The soundtrack was composed by Ilaiyaraaja, the Tamil lyrics were written by Vaali, and the Hindi lyrics were written by Dev Kohli. Kamal Haasan launched an audio company called Rajkamal Audios, just to release the film's music and held a special opening event at Prasad Labs.

Tamil track listing
| No. | Title | Lyrics | Singer(s) | Length |
|---|---|---|---|---|
| 1. | "Yelae Nee Yetipoo" | Vaali | Kamal Haasan, Sunidhi Chauhan, Sonu Nigam, Shreya Ghoshal, Shaan | 7:38 |
| 2. | "Poo Poothadu" | Vaali | Sonu Nigam, Shreya Ghoshal, Shaan | 6:34 |
| 3. | "Kurangu Kaiyil Maalai" | Vaali | Kamal Haasan, Tippu | 5:40 |
| 4. | "Vandemataram" | Bankim Chandra Chatterjee | Chorus | 1:43 |
| 5. | "Well Of Death" (Instrumental) |  |  | 3:24 |
| 6. | "Theme Music" (Instrumental) |  |  | 5:05 |
| Total length: |  |  |  | 30:04 |

Hindi track listing
| No. | Title | Lyrics | Singer(s) | Length |
|---|---|---|---|---|
| 1. | "Pyaar Chahiye" | Dev Kohli | Sonu Nigam, Shaan, Shreya Ghoshal |  |
| 2. | "Pyaar Chahiye (2)" | Dev Kohli | Sonu Nigam, Shaan |  |
| 3. | "Aila Re" | Dev Kohli | Sonu Nigam, K. K., Shaan, Sunidhi Chauhan, Shreya Ghoshal & Chorus |  |
| 4. | "Bander Ki Dug Dugi" | Dev Kohli | Sonu Nigam, K. K., Shaan, Sunidhi Chauhan |  |
| 5. | "Monkey Chatter" (Instrumental) |  |  |  |

Telugu track listing
| No. | Title | Singer(s) | Length |
|---|---|---|---|
| 1. | "Idemi Vinta Gola" | S.P. Balasubramaniam, Kamal Hassan, Parthasarathy |  |
| 2. | "Lera Addu" | S.P. Balasubramaniam, Gopika Poornima, S.P. Sailaja |  |
| 3. | "Na Kanulalo" | S.P. Balasubramaniam, K. S. Chitra |  |
| 4. | "Vandemataram" | Chorus |  |

== Release ==
The Tamil version of Mumbai Xpress was released on 14 April 2005, clashing with Chandramukhi and Sachein. The Hindi version released the day after.

== Reception ==
=== Critical response ===
Baradwaj Rangan praised the film calling it "one of Kamal Haasan's most tight-knit, most convoluted screenplays, where every pratfall, every pun, every preposterous moment seems to have been spat on, polished, and precisely positioned into an overall jigsaw pattern". He added that "Mumbai Xpress isn't exactly an all-out comedy. Like Pushpak, it's the blues with belly laughs, a stack of serious issues coated with smiles." Malathi Rangarajan of The Hindu wrote, "Rajkamal Films International's Mumbai Xpress is a clean, comic package for the entire family, which showcases Kamal's versatility in story and dialogue writing too". Nikhat Kazmi of The Times of India reviewing the Hindi version gave the film 2.5 stars out of 5, writing "Other than that occasional laugh, there isn't much to lift your spirits or tickle your ribs." Pankaj Shukla of SmasHits reviewing the Hindi version wrote, "Technically, Mumbai Xpress is a brilliant film except for its music. [Ilaiyaraaja] is yet to know what the entertainer from Bollywood requires".
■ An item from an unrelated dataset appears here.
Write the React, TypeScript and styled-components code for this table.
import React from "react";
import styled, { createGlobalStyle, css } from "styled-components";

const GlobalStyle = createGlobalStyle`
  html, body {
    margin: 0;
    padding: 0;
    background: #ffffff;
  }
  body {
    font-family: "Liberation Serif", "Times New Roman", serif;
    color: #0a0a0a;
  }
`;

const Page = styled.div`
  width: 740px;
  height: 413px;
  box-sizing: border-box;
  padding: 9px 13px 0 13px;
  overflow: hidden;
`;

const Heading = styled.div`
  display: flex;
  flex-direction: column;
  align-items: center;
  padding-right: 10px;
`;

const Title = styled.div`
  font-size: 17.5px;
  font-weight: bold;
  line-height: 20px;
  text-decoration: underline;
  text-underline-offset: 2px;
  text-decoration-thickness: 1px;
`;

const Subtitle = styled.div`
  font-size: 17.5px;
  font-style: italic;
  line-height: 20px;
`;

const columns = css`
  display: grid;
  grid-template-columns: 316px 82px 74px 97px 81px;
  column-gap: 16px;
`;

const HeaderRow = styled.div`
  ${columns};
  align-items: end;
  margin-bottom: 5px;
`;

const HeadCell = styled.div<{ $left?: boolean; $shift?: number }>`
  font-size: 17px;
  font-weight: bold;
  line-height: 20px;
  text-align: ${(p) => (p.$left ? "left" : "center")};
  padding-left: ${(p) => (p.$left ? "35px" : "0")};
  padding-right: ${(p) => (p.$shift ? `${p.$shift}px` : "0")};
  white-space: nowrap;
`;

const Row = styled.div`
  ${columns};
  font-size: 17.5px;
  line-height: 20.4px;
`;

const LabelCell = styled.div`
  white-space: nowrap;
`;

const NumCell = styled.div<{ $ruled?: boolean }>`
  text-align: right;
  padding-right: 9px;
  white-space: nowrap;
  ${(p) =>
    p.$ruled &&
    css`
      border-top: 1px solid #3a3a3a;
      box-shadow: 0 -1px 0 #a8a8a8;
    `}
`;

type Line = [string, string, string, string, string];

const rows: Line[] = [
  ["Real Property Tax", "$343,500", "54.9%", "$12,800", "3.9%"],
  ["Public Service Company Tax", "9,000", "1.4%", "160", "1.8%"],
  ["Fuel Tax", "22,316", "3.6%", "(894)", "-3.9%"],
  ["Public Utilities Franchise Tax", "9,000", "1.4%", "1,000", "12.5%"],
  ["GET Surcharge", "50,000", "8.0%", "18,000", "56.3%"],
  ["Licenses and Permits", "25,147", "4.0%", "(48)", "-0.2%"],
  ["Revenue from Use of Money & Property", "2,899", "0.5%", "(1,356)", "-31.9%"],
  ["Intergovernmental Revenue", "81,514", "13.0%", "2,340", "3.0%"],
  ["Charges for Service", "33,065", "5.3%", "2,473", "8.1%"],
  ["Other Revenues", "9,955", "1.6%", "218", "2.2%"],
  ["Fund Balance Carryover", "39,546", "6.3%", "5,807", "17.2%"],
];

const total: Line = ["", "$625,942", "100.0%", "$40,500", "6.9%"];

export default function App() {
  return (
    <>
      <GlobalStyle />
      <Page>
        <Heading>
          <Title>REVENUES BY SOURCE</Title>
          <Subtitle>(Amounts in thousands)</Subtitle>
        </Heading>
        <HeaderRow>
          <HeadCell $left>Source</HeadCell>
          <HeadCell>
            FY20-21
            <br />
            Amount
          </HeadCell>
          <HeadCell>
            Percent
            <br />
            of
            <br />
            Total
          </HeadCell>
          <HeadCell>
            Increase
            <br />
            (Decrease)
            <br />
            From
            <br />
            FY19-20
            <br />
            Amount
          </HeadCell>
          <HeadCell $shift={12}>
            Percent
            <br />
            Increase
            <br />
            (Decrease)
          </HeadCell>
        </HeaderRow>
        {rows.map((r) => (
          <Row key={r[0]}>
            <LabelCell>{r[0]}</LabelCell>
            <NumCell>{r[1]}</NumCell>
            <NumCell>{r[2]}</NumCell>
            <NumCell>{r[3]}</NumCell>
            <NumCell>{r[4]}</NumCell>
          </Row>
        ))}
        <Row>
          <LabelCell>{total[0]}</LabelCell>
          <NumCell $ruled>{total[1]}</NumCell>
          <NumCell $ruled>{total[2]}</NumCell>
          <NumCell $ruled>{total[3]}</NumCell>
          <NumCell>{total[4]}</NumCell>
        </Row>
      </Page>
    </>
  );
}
Sneha May Francis of Rediff.com gave the Hindi version a mixed review, writing "To sum it up, Mumbai Xpress is a poor man's superhero movie and an out-and-out children's flick. If you are the kind looking for intelligent humour, this one is not for you. After taking you through such a long ride, the movie ends abruptly, leaving you thinking that the joke was on you for watching the film!", while Siddhu Warrier of the same website, gave the Tamil version a positive review, wrote "The dialogues are the highlight of the movie -- almost every line elicits a guffaw. The jokes, bucking today's trend, are not ribald and risqué, but of the kind that would get even the average 10 year old kicking the back of the seat in front of him in joy (of course, much to my dismay)." Visual Dasan of Kalki reviewing the Tamil version called it a modern comedy express to celebrate summer with family.

=== Box office ===
Box Office India certified the film as a "flop" as it netted only ₹3.50 crore from the North Indian region. According to Srivatsan of The Hindu, the film may have failed because of over-expectations from audiences, given Haasan and Srinivasa Rao's famed partnership, and since the cinematography had been done with a digital camera it might have made the visuals look a "little off-putting".